On 18 January 2019 Kurd, Ali and Hassan were sentenced to life imprisonment. Ali and Kurd must serve at least 38 years and Hassan at least 33 years. Kurd and Ali also received a 7-year concurrent sentence for conspiracy to commit fraud, Hassan received 4 years for the same.

Speaking at the sentencing hearing, Leah Reek's mother stated: “Seeing the men on trial showing no remorse truly broke our hearts – they seem to have no value for human life".

Sentencing the trio, Mr Justice Holgate said:

"None of the defendants has shown the slightest bit of remorse for their wicked crimes. They were exceptionally callous and deceitful. They pretended to be concerned about the victims and even to grieve for Ms Ijevleva. Kurd had his prepared story ready for the media and the police. Ali and Hassan pretended to comfort and help the mother of Ms Ijevleva. In truth all three were only concerned to try and save their own skins. They repeatedly lied both inside and outside court". "I am sure that it was during that meeting (of 24 February 2018) that all three agreed that Ms Ijevleva should die in the fire, so that she would not receive any of the insurance monies";

Commenting after the trial, Craig Kelly, Lecturer in Criminology at Birmingham City University, told the BBC: "As far as we are aware, this is the first mass murder in the UK which was caused by an explosive device specifically for monetary gain."

==Fatalities==
===The Ragoobeer family===

Jose Ragoobeer lived with his family in the flat above the Zabka convenience store, he was at work at the time of the incident. His wife, Mary Ragoobar,* their sons Scotty (15), Sean (17) and Shane Ragoobeer*(18) were in the flat above the shop at the time of the explosion. Scotty was the only survivor.
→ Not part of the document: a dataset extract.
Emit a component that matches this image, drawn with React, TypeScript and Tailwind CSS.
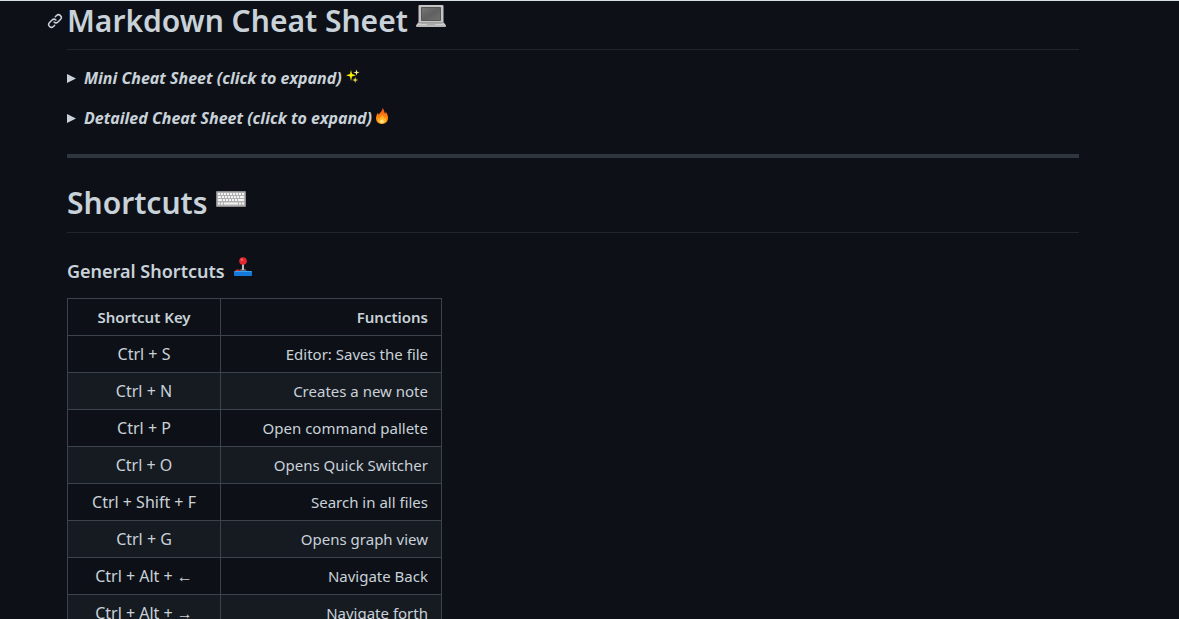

Jose and Mary were married for 22 years and were originally from Mauritius. Their sons attended English Martyrs Catholic School in Leicester.
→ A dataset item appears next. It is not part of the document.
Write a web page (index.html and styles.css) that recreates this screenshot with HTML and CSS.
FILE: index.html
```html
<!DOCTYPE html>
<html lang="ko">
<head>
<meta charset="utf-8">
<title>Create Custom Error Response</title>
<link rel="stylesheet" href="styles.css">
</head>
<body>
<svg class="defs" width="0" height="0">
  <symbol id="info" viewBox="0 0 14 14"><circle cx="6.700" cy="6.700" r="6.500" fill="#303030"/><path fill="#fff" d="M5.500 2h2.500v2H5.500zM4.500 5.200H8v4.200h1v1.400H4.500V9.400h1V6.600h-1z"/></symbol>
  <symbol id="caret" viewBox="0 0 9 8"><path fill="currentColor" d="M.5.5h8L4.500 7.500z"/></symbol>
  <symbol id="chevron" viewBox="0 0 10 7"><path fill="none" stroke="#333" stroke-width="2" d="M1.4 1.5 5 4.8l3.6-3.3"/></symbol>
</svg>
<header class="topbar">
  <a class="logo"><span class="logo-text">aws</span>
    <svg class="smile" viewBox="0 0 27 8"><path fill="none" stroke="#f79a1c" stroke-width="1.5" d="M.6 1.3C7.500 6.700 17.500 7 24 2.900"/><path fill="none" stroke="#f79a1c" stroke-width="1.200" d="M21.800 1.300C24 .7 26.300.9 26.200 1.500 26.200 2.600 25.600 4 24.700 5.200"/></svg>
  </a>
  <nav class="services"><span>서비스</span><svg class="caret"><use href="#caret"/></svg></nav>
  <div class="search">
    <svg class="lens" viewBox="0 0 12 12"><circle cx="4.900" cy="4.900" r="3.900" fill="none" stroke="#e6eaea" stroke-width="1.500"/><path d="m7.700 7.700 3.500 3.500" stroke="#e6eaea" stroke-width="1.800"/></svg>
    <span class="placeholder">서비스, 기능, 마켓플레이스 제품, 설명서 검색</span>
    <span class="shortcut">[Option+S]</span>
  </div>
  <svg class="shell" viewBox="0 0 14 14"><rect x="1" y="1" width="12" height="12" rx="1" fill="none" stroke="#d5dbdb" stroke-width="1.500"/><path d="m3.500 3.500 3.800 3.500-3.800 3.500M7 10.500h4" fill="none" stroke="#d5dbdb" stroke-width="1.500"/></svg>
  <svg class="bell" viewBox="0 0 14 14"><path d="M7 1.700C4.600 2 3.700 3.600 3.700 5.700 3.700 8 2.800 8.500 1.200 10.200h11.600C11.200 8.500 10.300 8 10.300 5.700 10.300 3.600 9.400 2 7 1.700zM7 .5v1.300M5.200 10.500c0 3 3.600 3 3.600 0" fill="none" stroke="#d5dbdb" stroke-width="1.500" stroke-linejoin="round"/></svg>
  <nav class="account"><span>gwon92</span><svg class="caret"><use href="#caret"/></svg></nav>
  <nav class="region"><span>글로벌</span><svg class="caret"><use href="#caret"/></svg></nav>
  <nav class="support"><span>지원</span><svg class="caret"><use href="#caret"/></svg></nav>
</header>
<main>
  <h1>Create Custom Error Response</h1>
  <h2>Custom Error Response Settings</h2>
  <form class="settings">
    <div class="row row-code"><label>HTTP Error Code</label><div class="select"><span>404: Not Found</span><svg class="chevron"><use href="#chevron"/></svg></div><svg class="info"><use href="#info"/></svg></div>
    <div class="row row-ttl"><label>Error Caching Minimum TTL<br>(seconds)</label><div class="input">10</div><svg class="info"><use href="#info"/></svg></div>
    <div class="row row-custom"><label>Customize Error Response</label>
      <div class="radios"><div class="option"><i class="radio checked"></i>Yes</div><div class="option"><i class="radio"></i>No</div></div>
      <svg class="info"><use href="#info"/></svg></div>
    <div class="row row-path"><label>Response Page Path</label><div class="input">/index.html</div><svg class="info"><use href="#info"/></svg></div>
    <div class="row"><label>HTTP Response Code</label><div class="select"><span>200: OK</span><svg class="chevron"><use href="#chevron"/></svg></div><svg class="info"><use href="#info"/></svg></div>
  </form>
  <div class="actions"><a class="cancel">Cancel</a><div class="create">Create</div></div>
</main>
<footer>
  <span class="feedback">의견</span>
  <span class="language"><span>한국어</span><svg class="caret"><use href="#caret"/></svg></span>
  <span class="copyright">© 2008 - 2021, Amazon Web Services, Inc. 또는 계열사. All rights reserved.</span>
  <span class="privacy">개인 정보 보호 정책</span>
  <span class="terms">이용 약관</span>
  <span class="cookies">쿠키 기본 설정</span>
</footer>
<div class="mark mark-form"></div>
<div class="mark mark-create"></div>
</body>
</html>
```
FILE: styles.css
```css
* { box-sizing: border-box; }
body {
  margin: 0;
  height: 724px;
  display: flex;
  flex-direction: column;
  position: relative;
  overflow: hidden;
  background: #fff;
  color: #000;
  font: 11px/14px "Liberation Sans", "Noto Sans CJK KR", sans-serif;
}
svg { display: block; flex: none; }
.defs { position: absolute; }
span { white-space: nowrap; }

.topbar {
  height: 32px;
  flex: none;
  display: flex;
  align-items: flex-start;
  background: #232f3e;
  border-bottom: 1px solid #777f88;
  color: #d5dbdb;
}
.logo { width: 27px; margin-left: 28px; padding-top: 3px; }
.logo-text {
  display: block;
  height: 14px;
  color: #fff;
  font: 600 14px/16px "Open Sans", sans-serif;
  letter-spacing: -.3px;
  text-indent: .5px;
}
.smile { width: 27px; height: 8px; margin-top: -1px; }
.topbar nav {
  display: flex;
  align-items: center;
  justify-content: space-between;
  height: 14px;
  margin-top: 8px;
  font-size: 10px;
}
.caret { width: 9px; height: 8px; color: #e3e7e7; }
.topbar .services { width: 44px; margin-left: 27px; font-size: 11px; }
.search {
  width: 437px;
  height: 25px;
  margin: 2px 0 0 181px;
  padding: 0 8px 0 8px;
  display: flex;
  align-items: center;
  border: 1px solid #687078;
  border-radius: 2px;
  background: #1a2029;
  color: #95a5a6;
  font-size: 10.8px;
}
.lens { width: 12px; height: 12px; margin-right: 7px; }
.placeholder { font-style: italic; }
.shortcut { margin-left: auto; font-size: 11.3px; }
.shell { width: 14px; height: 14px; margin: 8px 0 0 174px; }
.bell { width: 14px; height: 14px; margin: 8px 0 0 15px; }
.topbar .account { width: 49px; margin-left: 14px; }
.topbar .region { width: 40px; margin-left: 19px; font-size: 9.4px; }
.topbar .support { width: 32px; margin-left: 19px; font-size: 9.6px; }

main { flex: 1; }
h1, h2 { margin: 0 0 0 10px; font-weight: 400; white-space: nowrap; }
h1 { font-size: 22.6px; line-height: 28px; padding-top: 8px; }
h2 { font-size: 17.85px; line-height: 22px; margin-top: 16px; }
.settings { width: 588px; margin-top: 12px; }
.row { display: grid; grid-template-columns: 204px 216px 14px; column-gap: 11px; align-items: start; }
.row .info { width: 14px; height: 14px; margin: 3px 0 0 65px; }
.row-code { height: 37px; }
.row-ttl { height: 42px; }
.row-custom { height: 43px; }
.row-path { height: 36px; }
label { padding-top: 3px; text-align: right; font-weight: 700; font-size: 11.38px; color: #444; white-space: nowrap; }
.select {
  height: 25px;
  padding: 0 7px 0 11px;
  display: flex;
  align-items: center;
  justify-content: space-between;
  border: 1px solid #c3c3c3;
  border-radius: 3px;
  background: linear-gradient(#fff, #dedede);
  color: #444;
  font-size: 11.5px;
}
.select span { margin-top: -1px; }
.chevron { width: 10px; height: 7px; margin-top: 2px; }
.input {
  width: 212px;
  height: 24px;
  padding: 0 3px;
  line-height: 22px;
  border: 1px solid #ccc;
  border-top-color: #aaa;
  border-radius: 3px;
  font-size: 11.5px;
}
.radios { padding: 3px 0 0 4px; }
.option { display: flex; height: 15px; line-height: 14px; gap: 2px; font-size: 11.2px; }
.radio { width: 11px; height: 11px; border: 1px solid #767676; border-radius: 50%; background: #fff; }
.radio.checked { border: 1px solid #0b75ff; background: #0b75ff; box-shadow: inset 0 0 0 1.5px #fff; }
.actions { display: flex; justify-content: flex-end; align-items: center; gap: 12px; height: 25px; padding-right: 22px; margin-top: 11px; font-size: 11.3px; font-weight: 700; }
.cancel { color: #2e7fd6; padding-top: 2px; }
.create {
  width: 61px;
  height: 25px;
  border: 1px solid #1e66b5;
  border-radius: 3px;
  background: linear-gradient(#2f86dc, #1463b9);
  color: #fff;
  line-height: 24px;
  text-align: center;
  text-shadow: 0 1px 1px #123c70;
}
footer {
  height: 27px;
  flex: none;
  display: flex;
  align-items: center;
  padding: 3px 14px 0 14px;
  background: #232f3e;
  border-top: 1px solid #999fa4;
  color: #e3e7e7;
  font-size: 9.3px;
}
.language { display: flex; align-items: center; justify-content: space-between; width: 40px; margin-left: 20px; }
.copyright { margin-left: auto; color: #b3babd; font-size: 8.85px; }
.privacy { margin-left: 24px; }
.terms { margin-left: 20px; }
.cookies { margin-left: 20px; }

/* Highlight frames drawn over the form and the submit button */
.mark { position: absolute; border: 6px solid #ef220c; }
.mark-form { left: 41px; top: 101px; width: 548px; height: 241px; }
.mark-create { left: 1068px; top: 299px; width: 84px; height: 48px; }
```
The Ragoobeer family funeral was held at Leicester Cathedral on 20 April 2019; hundreds of people attended and family members travelled from Mauritius for the service. Jose Ragoobeer spoke of how powerless he felt at seeing the devastation that the explosion that killed his family caused.

(*Note: surname is spelt Ragoobar for Mary, but Ragoobeer for her sons and husband

===Leah Reek===
Leah Reek aged 18 was Shane's girlfriend and was also inside the flat above the shop at the time of the explosion. Leah worked as a volunteer at a hospice and was due to start an Adult Nursing course at University, she hoped to become a palliative nurse.